Sur la scène minière mondiale, le nom de Simandou évoque depuis longtemps l’image d’une richesse inexploitée. Situé au sud-est de la Guinée, ce vaste gisement de fer figure parmi les plus grands jamais découverts. L’importance des réserves suscite de nombreux espoirs, aussi bien du côté des autorités guinéennes que de leurs partenaires étrangers. Mais au-delà des chiffres, l’économiste et journaliste Alex Bedu, du service économie de RFI, adopte une perspective plus mesurée quant aux bénéfices réels que le pays peut en tirer.
L’histoire de Simandou remonte aux années 1970. Pendant des décennies, les projets d’exploitation ont été freinés par une série d’obstacles : litiges juridiques, tensions entre entreprises, accusations de corruption, changements de gouvernements. Le dossier est complexe, mêlant enjeux géopolitiques et intérêts industriels. La situation a commencé à changer à partir de 2019, lorsque les blocs 1 et 2 ont été attribués à Winning Consortium Simandou, ouvrant la voie à une reprise des travaux.
L’arrivée de la junte militaire en 2021 a entraîné une réévaluation des conditions contractuelles. L’État guinéen cherche à mieux valoriser ses ressources naturelles. En 2022, l’entrée en jeu du géant chinois Baowu, via un investissement structurant, a marqué une nouvelle étape. L’objectif est de réaliser le projet en construisant des infrastructures lourdes, comme une voie ferrée de plus de 600 kilomètres et un port en eaux profondes. Un défi industriel à la hauteur du potentiel du site.
Alex Bedu met toutefois en garde contre une vision trop optimiste. Lors d’une récente intervention sur RFI, il souligne le manque de transparence qui entoure encore certains accords passés entre l’État guinéen et les investisseurs. Le gouvernement prévoit des recettes fiscales de 700 millions de dollars par an. Mais selon le journaliste, les retombées pour les finances publiques pourraient rester modestes à court terme. La prudence s’impose en raison des coûts initiaux, de la fiscalité applicable et de la montée en puissance progressive des opérations.

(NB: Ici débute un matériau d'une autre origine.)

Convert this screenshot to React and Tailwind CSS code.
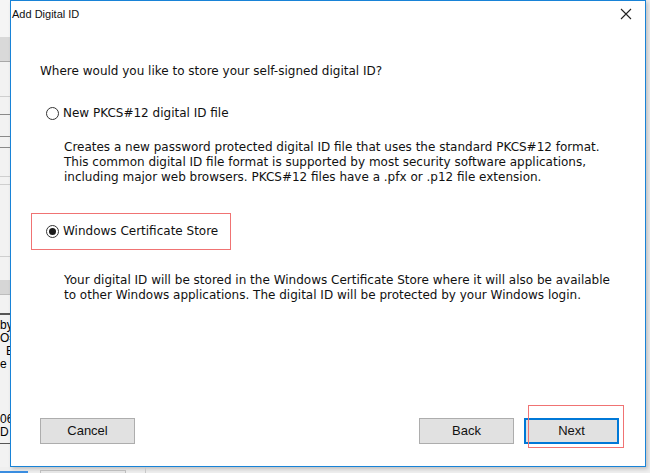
import React from 'react';

const BODY = { fontFamily: '"DejaVu Sans", Verdana, sans-serif' };
const UI = { fontFamily: '"Liberation Sans", Arial, sans-serif' };

function Radio({ checked }) {
  return (
    <span className="w-[13px] h-[13px] rounded-full border border-[#333] bg-white flex items-center justify-center shrink-0">
      {checked && <span className="w-[7px] h-[7px] rounded-full bg-[#1a1a1a]" />}
    </span>
  );
}

function Button({ children, primary }) {
  return (
    <button
      className={
        'w-[95px] h-[26px] bg-[#e1e1e1] text-[13px] text-[#111] flex items-center justify-center ' +
        (primary ? 'border-2 border-[#0078d7]' : 'border border-[#adadad]')
      }
      style={UI}
    >
      {children}
    </button>
  );
}

// slice of the app that sits behind the dialog
function LeftStrip() {
  return (
    <div className="w-[10px] h-[467px] bg-[#f2f2f2] flex flex-col overflow-hidden text-[12px] text-black leading-[13px]" style={UI}>
      <div className="h-[37px] bg-[#f5f5f5]" />
      <div className="h-[25px] bg-[#d9d9d9] border-b border-[#a8a8a8]" />
      <div className="h-[35px] border-b border-[#cfcfcf]" />
      <div className="h-[18px] border-b border-[#8a8a8a]" />
      <div className="h-[22px] border-b border-[#8a8a8a]" />
      <div className="h-[11px] border-b border-[#8a8a8a]" />
      <div className="h-[29px] border-b border-[#cfcfcf]" />
      <div className="h-[8px] border-b border-[#cfcfcf]" />
      <div className="h-[72px] border-b border-[#cfcfcf]" />
      <div className="h-[23px]" />
      <div className="h-[15px] bg-[#d6d6d6] border-b border-[#bdbdbd]" />
      <div className="h-[20px] border-b-2 border-[#555]" />
      <div className="pt-[4px] flex flex-col whitespace-nowrap">
        <span className="h-[13px]">by</span>
        <span className="h-[13px]">O=</span>
        <span className="h-[13px] pl-[6px]">E</span>
        <span className="h-[13px]">e</span>
        <span className="h-[42px]" />
        <span className="h-[13px]">06</span>
        <span className="h-[13px]">D</span>
      </div>
      <div className="mt-[4px] border-b border-[#555]" />
    </div>
  );
}

export default function App() {
  return (
    <div className="w-[650px] h-[473px] overflow-hidden bg-[#efefef] flex flex-col">
      <div className="flex">
        <LeftStrip />
        <div className="relative w-[636px] h-[467px] border border-[#1883d7] bg-white flex flex-col shadow-[2px_2px_4px_rgba(0,0,0,0.2)]">
          {/* title bar */}
          <div className="h-[29px] flex items-center justify-between pl-[1px] pr-[13px] text-[#111]" style={UI}>
            <span className="text-[11px] leading-[14px] mt-[-3px]">Add Digital ID</span>
            <svg width="12" height="12" viewBox="0 0 12 12" className="mt-[-3px]">
              <path d="M1 1L11 11M11 1L1 11" stroke="#222" strokeWidth="1.1" />
            </svg>
          </div>

          <div className="flex flex-col text-[12px] leading-[15px] text-[#111] pl-[29px]" style={BODY}>
            <p className="mt-[34px]">Where would you like to store your self-signed digital ID?</p>

            <label className="mt-[27px] ml-[6px] flex items-center gap-[4px] h-[15px]">
              <Radio />
              <span>New PKCS#12 digital ID file</span>
            </label>

            <p className="mt-[19px] ml-[24px] whitespace-nowrap">
              Creates a new password protected digital ID file that uses the standard PKCS#12 format.
              <br />
              This common digital ID file format is supported by most security software applications,
              <br />
              including major web browsers. PKCS#12 files have a .pfx or .p12 file extension.
            </p>

            <label className="mt-[28px] ml-[-9px] w-[200px] h-[37px] border-[1.5px] border-[#f07373] flex items-center gap-[4px] pl-[14px]">
              <Radio checked />
              <span>Windows Certificate Store</span>
            </label>

            <p className="mt-[23px] ml-[24px] whitespace-nowrap">
              Your digital ID will be stored in the Windows Certificate Store where it will also be available
              <br />
              to other Windows applications. The digital ID will be protected by your Windows login.
            </p>
          </div>

          <div className="mt-auto mb-[22px] flex items-center pl-[29px] pr-[26px]">
            <Button>Cancel</Button>
            <div className="flex-1" />
            <Button>Back</Button>
            <div className="w-[10px]" />
            <Button primary>Next</Button>
          </div>

          {/* annotation box drawn over the Next button */}
          <div className="absolute left-[517px] top-[404px] w-[96px] h-[43px] border-[1.5px] border-[#f07373] pointer-events-none" />
        </div>
        <div className="flex-1" />
      </div>

      {/* slice of the app below the dialog */}
      <div className="flex-1 relative">
        <div className="absolute left-0 bottom-0 w-[28px] h-[2px] bg-[#3a8de0]" />
        <div className="absolute left-[40px] top-[3px] w-[86px] h-[10px] border border-[#bdbdbd] bg-[#e6e6e6]" />
        <div className="absolute left-[145px] top-[0px] w-[1px] h-[10px] bg-[#c8c8c8]" />
      </div>
    </div>
  );
}
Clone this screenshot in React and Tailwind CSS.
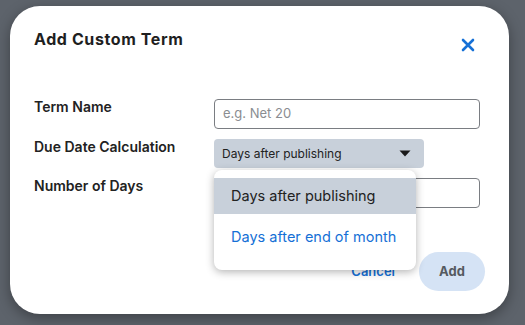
import React from "react";

export default function App() {
  return (
    <div className="w-[525px] h-[325px] bg-[#5d636b] pt-[6px] pl-[10px] overflow-hidden" style={{ fontFamily: "Inter, 'Noto Sans', sans-serif" }}>
      <div className="relative w-[499px] h-[308px] bg-white rounded-[30px] shadow-[0_4px_14px_rgba(0,0,0,0.35)] px-[24px]">
        <div className="flex justify-between items-start pt-[23px]">
          <div className="text-[16px] leading-[20px] font-bold text-[#1f1f1f] tracking-[0.6px]">Add Custom Term</div>
          <svg width="14" height="14" viewBox="0 0 14 14" className="mt-[9px] mr-[10px]">
            <path d="M2 2 L12 12 M12 2 L2 12" stroke="#1570d6" strokeWidth="2.6" strokeLinecap="round" />
          </svg>
        </div>

        <div className="mt-[47px] flex flex-col gap-[10px]">
          <div className="flex items-start">
            <div className="w-[180px] text-[14px] leading-[16px] font-semibold text-[#222]">Term Name</div>
            <div className="w-[266px] h-[30px] border border-[#7a7d82] rounded-[4px] flex items-center pl-[8px] text-[13px] text-[#8a8d91]">e.g. Net 20</div>
          </div>
          <div className="flex items-start">
            <div className="w-[180px] text-[14px] leading-[16px] font-semibold text-[#222]">Due Date Calculation</div>
            <div className="w-[210px] h-[29px] bg-[#c8d0da] rounded-[4px] flex items-center justify-between pl-[8px] pr-[13px] text-[12px] text-[#222]">
              <span>Days after publishing</span>
              <svg width="12" height="7" viewBox="0 0 12 7">
                <path d="M0.5 0.5 L11.5 0.5 L6 6.5 Z" fill="#1a1a1a" />
              </svg>
            </div>
          </div>
          <div className="flex items-start">
            <div className="w-[180px] text-[14px] leading-[16px] font-semibold text-[#222]">Number of Days</div>
            <div className="w-[266px] h-[30px] border border-[#7a7d82] rounded-[4px]"></div>
          </div>
        </div>

        <div className="mt-[44px] flex justify-end items-center gap-[24px] pr-[0px]">
          <span className="text-[13px] font-semibold text-[#1570d6]">Cancel</span>
          <div className="w-[66px] h-[39px] rounded-full bg-[#d5e3f5] flex items-center justify-center text-[13px] font-bold text-[#555a60]">Add</div>
        </div>

        <div className="absolute left-[204px] top-[164px] w-[202px] h-[100px] bg-white rounded-[8px] shadow-[0_2px_8px_rgba(0,0,0,0.3)] pt-[8px]">
          <div className="h-[36px] bg-[#c8d0da] flex items-center pl-[17px] text-[14.5px] text-[#222]">Days after publishing</div>
          <div className="h-[46px] flex items-center pl-[17px] text-[14.5px] text-[#1570d6]">Days after end of month</div>
        </div>
      </div>
    </div>
  );
}
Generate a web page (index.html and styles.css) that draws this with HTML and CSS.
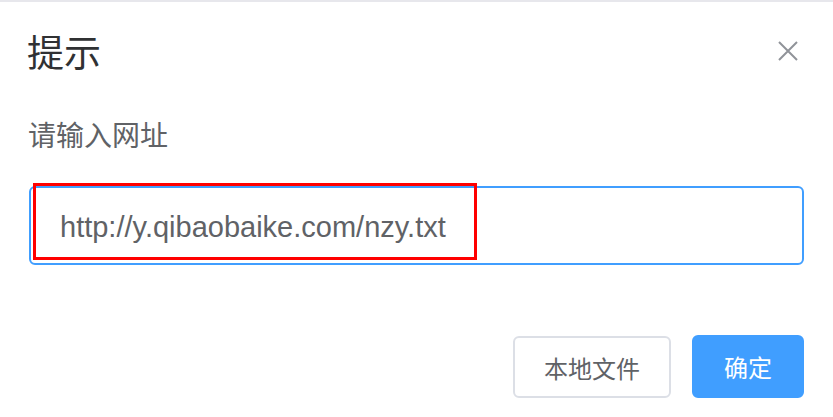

Le chantier logistique constitue un autre facteur clé. Transporter le minerai depuis l’intérieur du pays jusqu’à la côte nécessite des infrastructures énormes. L’impact réel sur l’économie nationale dépendra aussi du degré d’intégration locale, de la création d’emplois, et des modalités de partage des revenus.
Le projet Simandou avance. L’implication d’acteurs internationaux confirme son intérêt stratégique. Mais comme le rappelle Alex Bedu, rien n’est acquis d’avance. Pour que la Guinée transforme cette ressource naturelle en moteur de développement, transparence, gouvernance et équité doivent guider chaque étape du processus.